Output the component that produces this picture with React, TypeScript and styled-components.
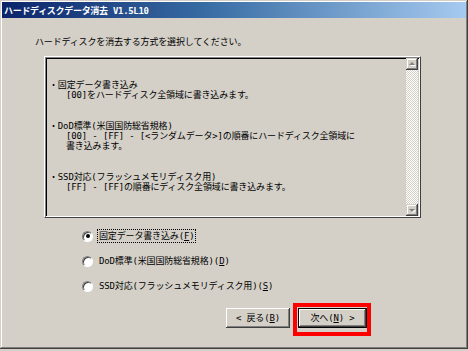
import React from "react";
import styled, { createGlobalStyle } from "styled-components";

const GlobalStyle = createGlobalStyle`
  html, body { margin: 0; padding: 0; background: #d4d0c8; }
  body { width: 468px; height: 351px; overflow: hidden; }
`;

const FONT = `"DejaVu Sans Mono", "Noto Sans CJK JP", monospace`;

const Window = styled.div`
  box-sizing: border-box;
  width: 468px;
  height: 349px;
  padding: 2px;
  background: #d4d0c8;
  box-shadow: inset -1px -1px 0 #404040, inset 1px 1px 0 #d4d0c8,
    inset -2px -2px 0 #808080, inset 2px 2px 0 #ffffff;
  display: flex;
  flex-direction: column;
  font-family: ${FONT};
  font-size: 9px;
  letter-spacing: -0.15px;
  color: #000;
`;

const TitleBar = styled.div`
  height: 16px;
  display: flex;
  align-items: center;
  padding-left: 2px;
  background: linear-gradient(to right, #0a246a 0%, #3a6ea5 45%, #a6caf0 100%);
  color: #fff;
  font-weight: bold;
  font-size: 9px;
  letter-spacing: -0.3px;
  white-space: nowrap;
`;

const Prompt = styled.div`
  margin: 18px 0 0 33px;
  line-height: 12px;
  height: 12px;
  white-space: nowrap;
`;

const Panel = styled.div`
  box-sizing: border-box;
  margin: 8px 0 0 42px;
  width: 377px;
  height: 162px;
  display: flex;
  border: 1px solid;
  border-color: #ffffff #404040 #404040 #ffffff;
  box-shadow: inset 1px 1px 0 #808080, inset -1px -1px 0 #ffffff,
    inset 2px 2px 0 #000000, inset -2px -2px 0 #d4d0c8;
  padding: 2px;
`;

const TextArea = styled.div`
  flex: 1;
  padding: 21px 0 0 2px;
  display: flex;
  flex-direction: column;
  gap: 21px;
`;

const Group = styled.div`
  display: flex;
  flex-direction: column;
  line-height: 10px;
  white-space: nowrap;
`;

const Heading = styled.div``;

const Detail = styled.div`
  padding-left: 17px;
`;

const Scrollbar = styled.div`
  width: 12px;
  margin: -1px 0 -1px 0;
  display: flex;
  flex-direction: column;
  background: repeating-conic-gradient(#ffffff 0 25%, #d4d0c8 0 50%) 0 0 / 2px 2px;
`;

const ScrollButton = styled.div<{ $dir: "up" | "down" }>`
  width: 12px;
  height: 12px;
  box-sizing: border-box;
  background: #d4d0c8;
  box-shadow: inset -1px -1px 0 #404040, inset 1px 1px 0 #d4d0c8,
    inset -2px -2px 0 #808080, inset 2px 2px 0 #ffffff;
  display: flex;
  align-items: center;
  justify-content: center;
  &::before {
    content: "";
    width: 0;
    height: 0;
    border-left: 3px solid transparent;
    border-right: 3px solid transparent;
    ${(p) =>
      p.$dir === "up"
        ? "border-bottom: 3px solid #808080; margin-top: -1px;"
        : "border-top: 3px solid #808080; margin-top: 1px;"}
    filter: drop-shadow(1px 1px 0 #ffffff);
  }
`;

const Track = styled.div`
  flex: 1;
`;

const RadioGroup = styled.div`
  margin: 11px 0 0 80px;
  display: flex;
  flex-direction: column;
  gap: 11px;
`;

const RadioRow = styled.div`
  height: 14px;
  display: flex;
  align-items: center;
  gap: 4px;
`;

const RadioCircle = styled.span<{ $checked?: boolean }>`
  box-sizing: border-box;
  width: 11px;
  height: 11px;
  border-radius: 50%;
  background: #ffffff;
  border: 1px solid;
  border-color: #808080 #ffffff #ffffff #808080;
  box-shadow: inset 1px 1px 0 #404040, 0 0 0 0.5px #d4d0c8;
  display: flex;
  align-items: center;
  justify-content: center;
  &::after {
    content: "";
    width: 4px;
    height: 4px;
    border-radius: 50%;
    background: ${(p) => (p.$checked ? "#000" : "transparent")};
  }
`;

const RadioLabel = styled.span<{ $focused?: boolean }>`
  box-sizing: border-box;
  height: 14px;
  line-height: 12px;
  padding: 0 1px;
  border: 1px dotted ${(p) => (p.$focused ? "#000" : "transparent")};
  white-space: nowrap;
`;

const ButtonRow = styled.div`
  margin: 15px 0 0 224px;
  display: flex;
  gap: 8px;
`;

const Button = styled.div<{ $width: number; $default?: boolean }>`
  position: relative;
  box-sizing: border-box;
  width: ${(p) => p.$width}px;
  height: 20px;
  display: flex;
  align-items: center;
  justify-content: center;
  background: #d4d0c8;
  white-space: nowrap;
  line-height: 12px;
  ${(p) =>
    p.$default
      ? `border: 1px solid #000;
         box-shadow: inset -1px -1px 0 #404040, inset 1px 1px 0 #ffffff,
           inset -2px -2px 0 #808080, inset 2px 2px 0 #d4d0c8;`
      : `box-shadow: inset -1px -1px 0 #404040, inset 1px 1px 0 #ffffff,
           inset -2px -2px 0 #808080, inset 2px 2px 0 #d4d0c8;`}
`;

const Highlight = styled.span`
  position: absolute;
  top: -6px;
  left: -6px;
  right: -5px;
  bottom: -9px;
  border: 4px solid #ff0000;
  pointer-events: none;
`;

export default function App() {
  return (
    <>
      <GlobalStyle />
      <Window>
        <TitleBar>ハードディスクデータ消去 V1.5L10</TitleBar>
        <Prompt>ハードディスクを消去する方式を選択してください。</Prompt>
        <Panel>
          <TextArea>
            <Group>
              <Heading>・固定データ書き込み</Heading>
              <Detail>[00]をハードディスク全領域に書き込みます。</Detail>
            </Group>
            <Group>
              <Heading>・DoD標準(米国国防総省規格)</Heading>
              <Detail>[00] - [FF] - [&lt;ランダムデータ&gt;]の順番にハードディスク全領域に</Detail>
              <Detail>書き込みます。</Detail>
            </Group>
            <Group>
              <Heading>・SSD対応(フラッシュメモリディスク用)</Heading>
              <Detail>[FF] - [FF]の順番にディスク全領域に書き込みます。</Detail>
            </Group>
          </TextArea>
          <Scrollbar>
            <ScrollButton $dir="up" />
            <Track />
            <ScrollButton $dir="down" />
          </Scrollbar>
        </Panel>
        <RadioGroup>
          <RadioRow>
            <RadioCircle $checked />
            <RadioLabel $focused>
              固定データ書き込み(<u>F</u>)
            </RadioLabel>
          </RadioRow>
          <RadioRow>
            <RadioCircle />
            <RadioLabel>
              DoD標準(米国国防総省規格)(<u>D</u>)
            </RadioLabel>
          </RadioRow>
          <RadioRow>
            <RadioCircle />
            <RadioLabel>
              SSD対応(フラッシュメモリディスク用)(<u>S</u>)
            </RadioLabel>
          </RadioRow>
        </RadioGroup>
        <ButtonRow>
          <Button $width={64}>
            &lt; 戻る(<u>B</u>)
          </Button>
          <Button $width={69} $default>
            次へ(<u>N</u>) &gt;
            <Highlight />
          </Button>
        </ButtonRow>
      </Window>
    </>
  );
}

- [WORK REQUIRED]: Identify all lines where the word "React" shows up. Copy them.

- [SOLUTION]:
Output the component that produces this picture with React, TypeScript and styled-components.
import React from "react";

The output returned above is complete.